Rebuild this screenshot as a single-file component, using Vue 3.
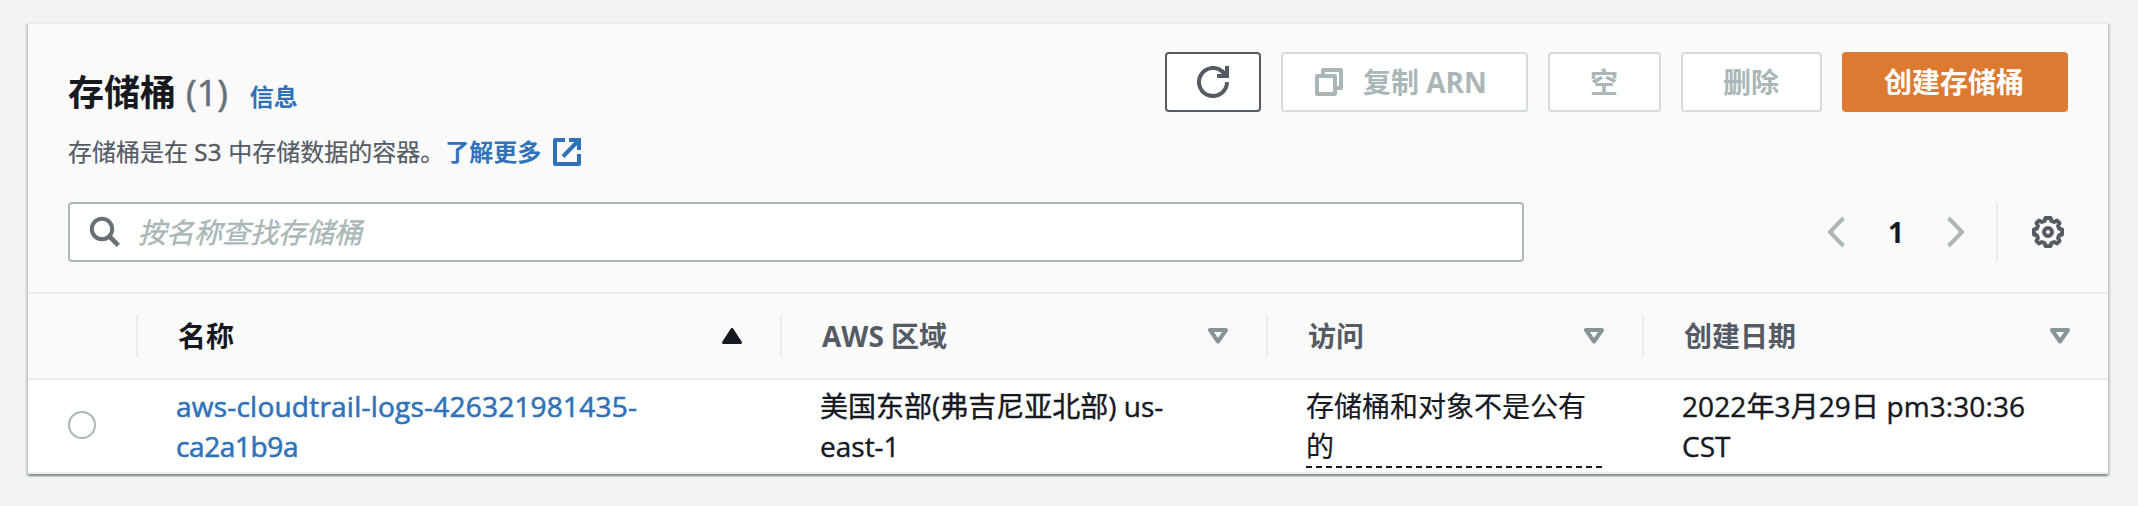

---

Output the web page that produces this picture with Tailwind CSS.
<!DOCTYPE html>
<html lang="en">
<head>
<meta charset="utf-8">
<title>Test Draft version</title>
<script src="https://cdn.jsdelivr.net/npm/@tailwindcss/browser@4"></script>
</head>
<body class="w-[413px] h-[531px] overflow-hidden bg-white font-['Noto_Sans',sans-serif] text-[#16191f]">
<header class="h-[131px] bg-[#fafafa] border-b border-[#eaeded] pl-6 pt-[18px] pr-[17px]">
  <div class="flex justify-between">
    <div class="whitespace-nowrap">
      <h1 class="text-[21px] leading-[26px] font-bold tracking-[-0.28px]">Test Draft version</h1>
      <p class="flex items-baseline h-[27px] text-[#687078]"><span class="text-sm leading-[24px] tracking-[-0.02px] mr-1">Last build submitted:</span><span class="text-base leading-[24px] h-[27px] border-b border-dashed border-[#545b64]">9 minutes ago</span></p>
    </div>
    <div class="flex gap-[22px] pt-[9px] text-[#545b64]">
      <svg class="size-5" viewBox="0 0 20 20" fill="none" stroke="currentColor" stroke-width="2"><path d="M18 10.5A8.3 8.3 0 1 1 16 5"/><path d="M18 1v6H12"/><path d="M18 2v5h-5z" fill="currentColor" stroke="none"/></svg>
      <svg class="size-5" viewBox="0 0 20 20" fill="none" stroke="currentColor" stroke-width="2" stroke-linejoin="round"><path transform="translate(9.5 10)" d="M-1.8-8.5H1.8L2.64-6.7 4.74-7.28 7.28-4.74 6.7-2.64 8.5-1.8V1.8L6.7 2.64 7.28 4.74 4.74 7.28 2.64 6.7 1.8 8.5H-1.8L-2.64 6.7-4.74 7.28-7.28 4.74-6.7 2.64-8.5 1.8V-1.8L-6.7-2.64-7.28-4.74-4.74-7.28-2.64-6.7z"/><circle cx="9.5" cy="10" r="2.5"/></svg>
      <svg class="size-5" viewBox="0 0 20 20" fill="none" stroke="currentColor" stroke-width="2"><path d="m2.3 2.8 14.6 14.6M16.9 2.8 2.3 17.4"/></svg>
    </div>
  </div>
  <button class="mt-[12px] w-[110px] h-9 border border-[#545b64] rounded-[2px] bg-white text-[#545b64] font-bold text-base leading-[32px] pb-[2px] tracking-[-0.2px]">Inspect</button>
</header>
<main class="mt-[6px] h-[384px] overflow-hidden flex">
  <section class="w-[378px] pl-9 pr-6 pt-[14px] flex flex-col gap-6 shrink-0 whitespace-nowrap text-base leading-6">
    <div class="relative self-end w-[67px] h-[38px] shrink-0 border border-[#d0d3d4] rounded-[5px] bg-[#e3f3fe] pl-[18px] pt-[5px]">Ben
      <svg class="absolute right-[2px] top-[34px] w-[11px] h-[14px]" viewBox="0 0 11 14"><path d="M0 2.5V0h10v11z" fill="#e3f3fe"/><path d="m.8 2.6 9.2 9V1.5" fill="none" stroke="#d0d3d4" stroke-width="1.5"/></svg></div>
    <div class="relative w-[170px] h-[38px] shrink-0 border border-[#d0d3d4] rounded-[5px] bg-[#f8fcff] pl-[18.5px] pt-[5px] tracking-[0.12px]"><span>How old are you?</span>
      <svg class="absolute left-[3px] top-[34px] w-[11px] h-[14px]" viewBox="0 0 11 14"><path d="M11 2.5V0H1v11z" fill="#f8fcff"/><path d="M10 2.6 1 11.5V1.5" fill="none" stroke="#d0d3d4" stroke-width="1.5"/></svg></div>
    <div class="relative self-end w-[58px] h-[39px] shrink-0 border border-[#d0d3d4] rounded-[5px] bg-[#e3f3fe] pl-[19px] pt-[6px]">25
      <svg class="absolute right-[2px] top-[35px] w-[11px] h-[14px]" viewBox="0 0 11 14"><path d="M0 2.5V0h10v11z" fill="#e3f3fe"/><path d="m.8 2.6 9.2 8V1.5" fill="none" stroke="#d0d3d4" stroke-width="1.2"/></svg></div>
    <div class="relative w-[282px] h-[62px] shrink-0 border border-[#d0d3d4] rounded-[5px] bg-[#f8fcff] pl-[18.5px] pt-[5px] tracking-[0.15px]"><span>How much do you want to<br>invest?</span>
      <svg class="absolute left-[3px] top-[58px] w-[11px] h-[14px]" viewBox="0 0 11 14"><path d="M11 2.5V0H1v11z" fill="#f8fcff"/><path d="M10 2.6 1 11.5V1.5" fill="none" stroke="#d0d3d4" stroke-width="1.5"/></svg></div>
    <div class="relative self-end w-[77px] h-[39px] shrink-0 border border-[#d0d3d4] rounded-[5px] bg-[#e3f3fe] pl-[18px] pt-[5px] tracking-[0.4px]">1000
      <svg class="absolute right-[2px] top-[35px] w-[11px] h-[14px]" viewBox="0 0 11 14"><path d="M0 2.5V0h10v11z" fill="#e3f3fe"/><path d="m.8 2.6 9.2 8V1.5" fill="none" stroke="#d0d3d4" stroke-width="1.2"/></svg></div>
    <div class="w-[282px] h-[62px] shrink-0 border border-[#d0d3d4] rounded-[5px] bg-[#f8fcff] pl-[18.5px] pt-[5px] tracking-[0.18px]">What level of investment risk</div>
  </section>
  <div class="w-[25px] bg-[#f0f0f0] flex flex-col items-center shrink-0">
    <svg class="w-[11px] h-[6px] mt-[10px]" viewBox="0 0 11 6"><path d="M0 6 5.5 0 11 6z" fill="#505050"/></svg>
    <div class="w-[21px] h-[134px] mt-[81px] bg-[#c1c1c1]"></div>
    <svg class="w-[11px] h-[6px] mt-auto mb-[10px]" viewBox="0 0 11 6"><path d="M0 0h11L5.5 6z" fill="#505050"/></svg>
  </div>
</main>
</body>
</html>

** Given exercise **
Identify and copy the lines holding the word "this".

** Exercise response **
Rebuild this screenshot as a single-file component, using Vue 3.
Output the web page that produces this picture with Tailwind CSS.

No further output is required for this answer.